▶ **What you should do**
Print the entries verbatim, leaving out the images they contain.

▶ **Provided entries**

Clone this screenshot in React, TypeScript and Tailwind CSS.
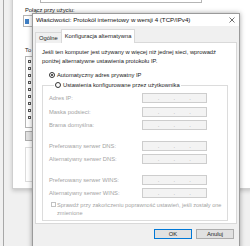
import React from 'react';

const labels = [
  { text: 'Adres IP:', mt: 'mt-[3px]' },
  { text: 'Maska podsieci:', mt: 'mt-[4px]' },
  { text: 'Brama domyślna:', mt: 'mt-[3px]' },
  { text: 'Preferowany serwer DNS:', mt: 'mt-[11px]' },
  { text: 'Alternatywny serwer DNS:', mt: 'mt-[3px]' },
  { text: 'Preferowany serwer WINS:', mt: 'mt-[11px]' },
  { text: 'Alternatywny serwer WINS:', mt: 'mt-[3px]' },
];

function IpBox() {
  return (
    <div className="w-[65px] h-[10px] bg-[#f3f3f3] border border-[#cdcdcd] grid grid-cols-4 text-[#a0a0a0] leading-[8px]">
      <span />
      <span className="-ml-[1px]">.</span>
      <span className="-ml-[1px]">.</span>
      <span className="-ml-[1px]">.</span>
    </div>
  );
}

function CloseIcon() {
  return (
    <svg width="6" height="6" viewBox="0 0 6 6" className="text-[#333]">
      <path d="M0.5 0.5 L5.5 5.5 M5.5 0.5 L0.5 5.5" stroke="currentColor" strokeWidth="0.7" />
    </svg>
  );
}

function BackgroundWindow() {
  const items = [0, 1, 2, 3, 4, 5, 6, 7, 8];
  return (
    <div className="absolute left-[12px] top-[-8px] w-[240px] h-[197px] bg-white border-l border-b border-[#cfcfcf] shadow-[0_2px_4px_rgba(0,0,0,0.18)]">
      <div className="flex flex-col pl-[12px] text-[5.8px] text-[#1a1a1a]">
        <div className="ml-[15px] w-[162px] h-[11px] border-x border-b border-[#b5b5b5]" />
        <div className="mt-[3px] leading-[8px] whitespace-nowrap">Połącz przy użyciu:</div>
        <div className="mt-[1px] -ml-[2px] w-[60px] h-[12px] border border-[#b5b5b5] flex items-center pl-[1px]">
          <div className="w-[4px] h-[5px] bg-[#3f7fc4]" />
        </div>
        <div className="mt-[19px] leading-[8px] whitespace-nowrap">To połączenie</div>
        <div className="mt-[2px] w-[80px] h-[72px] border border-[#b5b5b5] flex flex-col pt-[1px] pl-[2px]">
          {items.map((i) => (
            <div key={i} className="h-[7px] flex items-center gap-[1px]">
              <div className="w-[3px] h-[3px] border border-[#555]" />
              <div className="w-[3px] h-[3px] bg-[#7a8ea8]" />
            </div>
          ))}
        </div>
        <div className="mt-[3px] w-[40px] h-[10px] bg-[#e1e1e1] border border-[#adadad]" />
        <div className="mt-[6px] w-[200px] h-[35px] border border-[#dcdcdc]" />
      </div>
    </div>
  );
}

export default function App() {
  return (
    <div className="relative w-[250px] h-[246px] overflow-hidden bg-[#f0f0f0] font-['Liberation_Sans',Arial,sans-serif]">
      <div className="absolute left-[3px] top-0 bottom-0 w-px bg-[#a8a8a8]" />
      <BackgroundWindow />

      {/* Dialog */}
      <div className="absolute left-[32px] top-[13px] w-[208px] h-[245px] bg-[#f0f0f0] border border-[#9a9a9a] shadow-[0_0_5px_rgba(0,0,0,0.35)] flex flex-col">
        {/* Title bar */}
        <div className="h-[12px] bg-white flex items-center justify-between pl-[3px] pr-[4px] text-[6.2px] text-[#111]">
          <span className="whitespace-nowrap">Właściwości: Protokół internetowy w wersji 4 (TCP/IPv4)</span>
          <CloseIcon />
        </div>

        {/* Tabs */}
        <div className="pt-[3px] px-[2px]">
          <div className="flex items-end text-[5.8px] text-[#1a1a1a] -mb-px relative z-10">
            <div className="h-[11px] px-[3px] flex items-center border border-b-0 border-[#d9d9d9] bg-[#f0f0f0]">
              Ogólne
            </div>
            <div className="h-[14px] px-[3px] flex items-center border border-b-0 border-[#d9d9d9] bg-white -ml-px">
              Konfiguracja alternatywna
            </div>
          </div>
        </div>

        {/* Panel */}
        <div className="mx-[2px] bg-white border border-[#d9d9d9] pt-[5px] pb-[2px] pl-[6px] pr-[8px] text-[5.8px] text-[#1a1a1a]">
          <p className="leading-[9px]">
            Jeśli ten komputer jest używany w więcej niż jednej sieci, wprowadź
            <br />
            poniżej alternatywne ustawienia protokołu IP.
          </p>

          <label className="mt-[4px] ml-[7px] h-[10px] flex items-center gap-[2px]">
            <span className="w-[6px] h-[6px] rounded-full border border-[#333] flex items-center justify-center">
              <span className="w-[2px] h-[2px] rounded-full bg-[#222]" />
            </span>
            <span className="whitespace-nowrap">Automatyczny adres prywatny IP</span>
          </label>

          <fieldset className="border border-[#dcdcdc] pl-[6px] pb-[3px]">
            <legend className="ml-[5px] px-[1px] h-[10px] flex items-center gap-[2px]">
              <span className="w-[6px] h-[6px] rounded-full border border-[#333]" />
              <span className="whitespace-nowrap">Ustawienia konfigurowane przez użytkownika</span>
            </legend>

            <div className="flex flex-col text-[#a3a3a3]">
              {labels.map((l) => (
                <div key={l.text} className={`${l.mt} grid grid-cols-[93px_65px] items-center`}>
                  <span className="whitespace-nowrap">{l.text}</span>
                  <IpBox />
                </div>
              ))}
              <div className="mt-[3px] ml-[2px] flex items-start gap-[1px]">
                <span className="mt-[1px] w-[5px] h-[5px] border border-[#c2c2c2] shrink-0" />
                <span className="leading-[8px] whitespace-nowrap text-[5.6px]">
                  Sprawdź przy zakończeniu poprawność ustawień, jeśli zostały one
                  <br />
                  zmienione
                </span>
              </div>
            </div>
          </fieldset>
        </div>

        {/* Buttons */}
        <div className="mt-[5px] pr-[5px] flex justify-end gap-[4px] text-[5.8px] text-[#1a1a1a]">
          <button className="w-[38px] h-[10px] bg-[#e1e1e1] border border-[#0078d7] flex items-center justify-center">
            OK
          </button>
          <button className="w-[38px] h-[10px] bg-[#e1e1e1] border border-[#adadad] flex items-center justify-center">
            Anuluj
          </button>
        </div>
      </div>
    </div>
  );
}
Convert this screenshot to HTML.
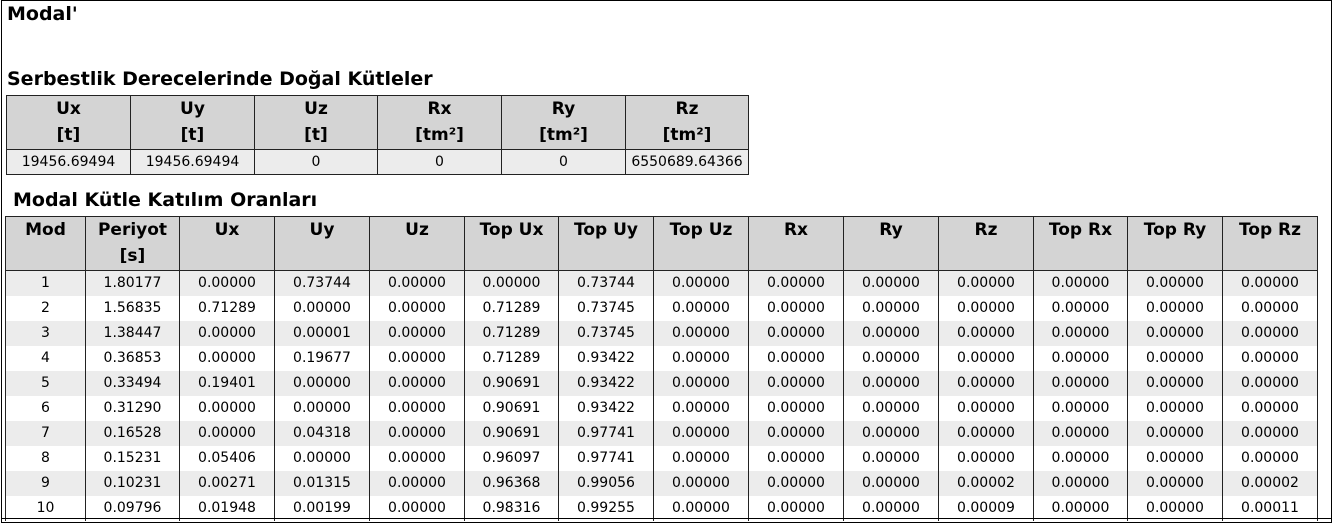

▶ **Complete answer**
Clone this screenshot in React, TypeScript and Tailwind CSS.
import React from 'react';

const labels = [
  { text: 'Adres IP:', mt: 'mt-[3px]' },
  { text: 'Maska podsieci:', mt: 'mt-[4px]' },
  { text: 'Brama domyślna:', mt: 'mt-[3px]' },
  { text: 'Preferowany serwer DNS:', mt: 'mt-[11px]' },
  { text: 'Alternatywny serwer DNS:', mt: 'mt-[3px]' },
  { text: 'Preferowany serwer WINS:', mt: 'mt-[11px]' },
  { text: 'Alternatywny serwer WINS:', mt: 'mt-[3px]' },
];

function IpBox() {
  return (
    <div className="w-[65px] h-[10px] bg-[#f3f3f3] border border-[#cdcdcd] grid grid-cols-4 text-[#a0a0a0] leading-[8px]">
      <span />
      <span className="-ml-[1px]">.</span>
      <span className="-ml-[1px]">.</span>
      <span className="-ml-[1px]">.</span>
    </div>
  );
}

function CloseIcon() {
  return (
    <svg width="6" height="6" viewBox="0 0 6 6" className="text-[#333]">
      <path d="M0.5 0.5 L5.5 5.5 M5.5 0.5 L0.5 5.5" stroke="currentColor" strokeWidth="0.7" />
    </svg>
  );
}

function BackgroundWindow() {
  const items = [0, 1, 2, 3, 4, 5, 6, 7, 8];
  return (
    <div className="absolute left-[12px] top-[-8px] w-[240px] h-[197px] bg-white border-l border-b border-[#cfcfcf] shadow-[0_2px_4px_rgba(0,0,0,0.18)]">
      <div className="flex flex-col pl-[12px] text-[5.8px] text-[#1a1a1a]">
        <div className="ml-[15px] w-[162px] h-[11px] border-x border-b border-[#b5b5b5]" />
        <div className="mt-[3px] leading-[8px] whitespace-nowrap">Połącz przy użyciu:</div>
        <div className="mt-[1px] -ml-[2px] w-[60px] h-[12px] border border-[#b5b5b5] flex items-center pl-[1px]">
          <div className="w-[4px] h-[5px] bg-[#3f7fc4]" />
        </div>
        <div className="mt-[19px] leading-[8px] whitespace-nowrap">To połączenie</div>
        <div className="mt-[2px] w-[80px] h-[72px] border border-[#b5b5b5] flex flex-col pt-[1px] pl-[2px]">
          {items.map((i) => (
            <div key={i} className="h-[7px] flex items-center gap-[1px]">
              <div className="w-[3px] h-[3px] border border-[#555]" />
              <div className="w-[3px] h-[3px] bg-[#7a8ea8]" />
            </div>
          ))}
        </div>
        <div className="mt-[3px] w-[40px] h-[10px] bg-[#e1e1e1] border border-[#adadad]" />
        <div className="mt-[6px] w-[200px] h-[35px] border border-[#dcdcdc]" />
      </div>
    </div>
  );
}

export default function App() {
  return (
    <div className="relative w-[250px] h-[246px] overflow-hidden bg-[#f0f0f0] font-['Liberation_Sans',Arial,sans-serif]">
      <div className="absolute left-[3px] top-0 bottom-0 w-px bg-[#a8a8a8]" />
      <BackgroundWindow />

      {/* Dialog */}
      <div className="absolute left-[32px] top-[13px] w-[208px] h-[245px] bg-[#f0f0f0] border border-[#9a9a9a] shadow-[0_0_5px_rgba(0,0,0,0.35)] flex flex-col">
        {/* Title bar */}
        <div className="h-[12px] bg-white flex items-center justify-between pl-[3px] pr-[4px] text-[6.2px] text-[#111]">
          <span className="whitespace-nowrap">Właściwości: Protokół internetowy w wersji 4 (TCP/IPv4)</span>
          <CloseIcon />
        </div>

        {/* Tabs */}
        <div className="pt-[3px] px-[2px]">
          <div className="flex items-end text-[5.8px] text-[#1a1a1a] -mb-px relative z-10">
            <div className="h-[11px] px-[3px] flex items-center border border-b-0 border-[#d9d9d9] bg-[#f0f0f0]">
              Ogólne
            </div>
            <div className="h-[14px] px-[3px] flex items-center border border-b-0 border-[#d9d9d9] bg-white -ml-px">
              Konfiguracja alternatywna
            </div>
          </div>
        </div>

        {/* Panel */}
        <div className="mx-[2px] bg-white border border-[#d9d9d9] pt-[5px] pb-[2px] pl-[6px] pr-[8px] text-[5.8px] text-[#1a1a1a]">
          <p className="leading-[9px]">
            Jeśli ten komputer jest używany w więcej niż jednej sieci, wprowadź
            <br />
            poniżej alternatywne ustawienia protokołu IP.
          </p>

          <label className="mt-[4px] ml-[7px] h-[10px] flex items-center gap-[2px]">
            <span className="w-[6px] h-[6px] rounded-full border border-[#333] flex items-center justify-center">
              <span className="w-[2px] h-[2px] rounded-full bg-[#222]" />
            </span>
            <span className="whitespace-nowrap">Automatyczny adres prywatny IP</span>
          </label>

          <fieldset className="border border-[#dcdcdc] pl-[6px] pb-[3px]">
            <legend className="ml-[5px] px-[1px] h-[10px] flex items-center gap-[2px]">
              <span className="w-[6px] h-[6px] rounded-full border border-[#333]" />
              <span className="whitespace-nowrap">Ustawienia konfigurowane przez użytkownika</span>
            </legend>

            <div className="flex flex-col text-[#a3a3a3]">
              {labels.map((l) => (
                <div key={l.text} className={`${l.mt} grid grid-cols-[93px_65px] items-center`}>
                  <span className="whitespace-nowrap">{l.text}</span>
                  <IpBox />
                </div>
              ))}
              <div className="mt-[3px] ml-[2px] flex items-start gap-[1px]">
                <span className="mt-[1px] w-[5px] h-[5px] border border-[#c2c2c2] shrink-0" />
                <span className="leading-[8px] whitespace-nowrap text-[5.6px]">
                  Sprawdź przy zakończeniu poprawność ustawień, jeśli zostały one
                  <br />
                  zmienione
                </span>
              </div>
            </div>
          </fieldset>
        </div>

        {/* Buttons */}
        <div className="mt-[5px] pr-[5px] flex justify-end gap-[4px] text-[5.8px] text-[#1a1a1a]">
          <button className="w-[38px] h-[10px] bg-[#e1e1e1] border border-[#0078d7] flex items-center justify-center">
            OK
          </button>
          <button className="w-[38px] h-[10px] bg-[#e1e1e1] border border-[#adadad] flex items-center justify-center">
            Anuluj
          </button>
        </div>
      </div>
    </div>
  );
}
Convert this screenshot to HTML.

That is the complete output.